To search for proteins that affect the efficiency of translation termination, strain OT56 [PSI⁺]^S was transformed with a library of yeast genes obtained using the multicopy plasmid YEp13 (American Type Culture Collection, ATCC no. 37323). The obtained transformants were crossed with derivatives of strain 1A-D1628 containing the pRS316 plasmid with one of the sup45 mutant alleles (nonsense alleles sup45-105 (UAA), sup45-107 (UGA) and missense alleles sup45-103, sup45-115). The use of nonsense alleles sup45 containing different stop codons made it possible to identify and distinguish the genes suppressing lethality due to increase in the amount of Sup45 protein as a result of suppression of one or both nonsense codons.

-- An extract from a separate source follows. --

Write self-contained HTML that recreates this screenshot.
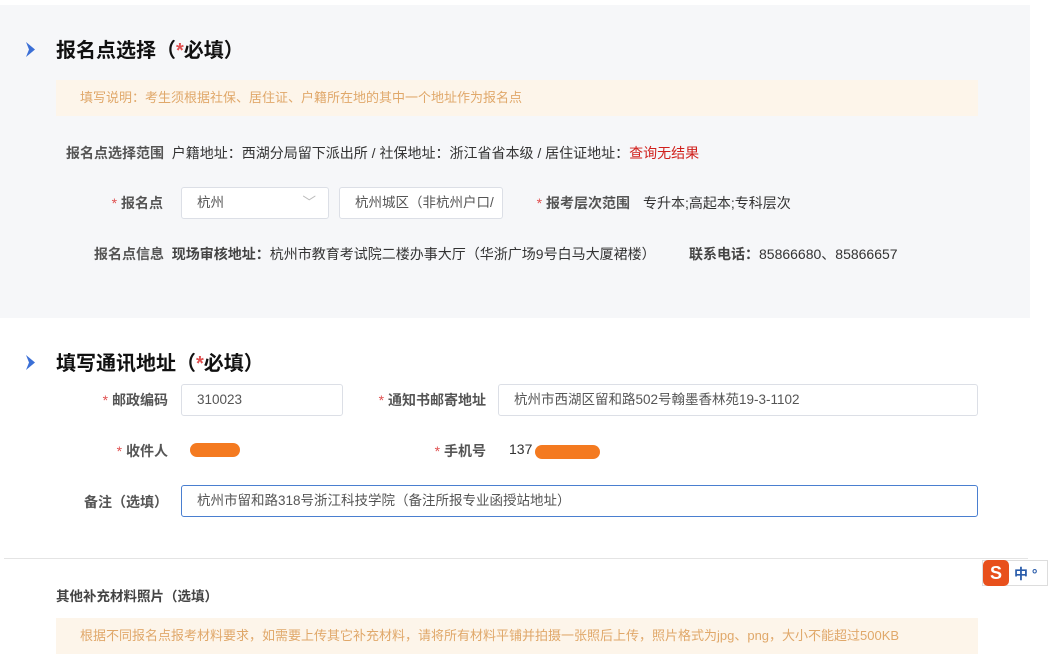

The use of missense alleles sup45-103 made it possible to identify genes whose overexpression leads to a nonspecific (with respect to the sup45 mutation type) compensation of lethality. Mutation sup45-115, which does not cause synthetic lethality with the prion, was used to search for genes whose overexpression can increase lethality, leading to nonviability of the diploid strain. Strain 1A-D1628 carrying the wild-type SUP45 gene was used as a positive control.

As a result of testing 16550 independent OT56 [PSI⁺]^S transformants, we selected 135 candidates and divided them into six groups depending on the effect of the tested gene(s) on the formation of diploids in crosses with test strains (table). To evaluate the effectiveness of the test system, we performed a more detailed analysis of the six candidates from group I and five candidates from group V. Plasmids from group I led to nonspecific compensation of synthetic lethality. The analysis showed that two of them contained the SUP45 gene. The remaining four plasmids were divided into two pairs with identical restriction maps. For one plasmid from each pair, we sequenced the insert sites adjacent to the YEp13 plasmid sequence. The comparison with the published sequence of the yeast genome (http://seq.yeastgenome.org/cgi-bin/blast-sgd.pl) allowed us to determine the chromosomal localization of the insert. Deletion analysis (Fig. 3) showed that lethality compensation in one of the clones was determined by the 1198-bp fragment of chromosome III containing the 3′-terminal region of the RNQ1 gene.

Table.

Results of gene library screening

Group	Viability of diploids*					Number of selected clones
	SUP45	sup45-105	sup45-107	sup45-103	sup45-115
I	+	+	+	+	+	24
II	+	+	–	–	+	16
III	+	–	+	–	+	23
IV	+	+	+	–	+	8
V	+	–	–	–	–	64
VI	+	–	–	–	+	16515
Total						16650

^*Viability of diploids was assessed on SC-Ura-Leu selective medium. Group VI combines the transformants that do not change the nature of incompatibility compared to the original strain.

Fig. 3.

Deletion analysis of fragment no. 275 from the S. cerevisiae gene library. The upper line shows fragment no. 275 corresponding to a region of S. cerevisiae chromosome III (nucleotides 70345–75715); the genes contained in this fragment are specified. Lines 2–5 correspond to a truncated variant of fragment no. 275. Numerals denote the nucleotides at the beginning and in the end of each fragment (enumeration was started with the first nucleotide of fragment no. 275). The compensation incompatibility of factor [PSI⁺] and sup45 mutations is marked with the “+” sign; its absence, with the “−” sign.

As was shown earlier by other methods, the expression of this fragment, indeed, leads to elimination of prion [PSI⁺] [8]. In the second clone, the insert leading to lethality compensation was located on chromosome XII and contained the HSP104 gene, the effect of which was already shown previously. A similar analysis of two plasmids from group V, which potentiate lethality in combination with sup45-115, showed that they both contain the CUR1 gene. When recloned into the multicopy plasmid pRS425, this gene was sufficient for the effect of synthetic lethality in combination with [PSI⁺]^S and mutant alleles of sup45, which are usually compatible with the prion. Previously, it was found that overproduction of Cur1 leads to elimination of prion [URE3] [9]. Our data showed that it also affects other prions. The specific mechanisms and consequences of this effect remain to be elucidated.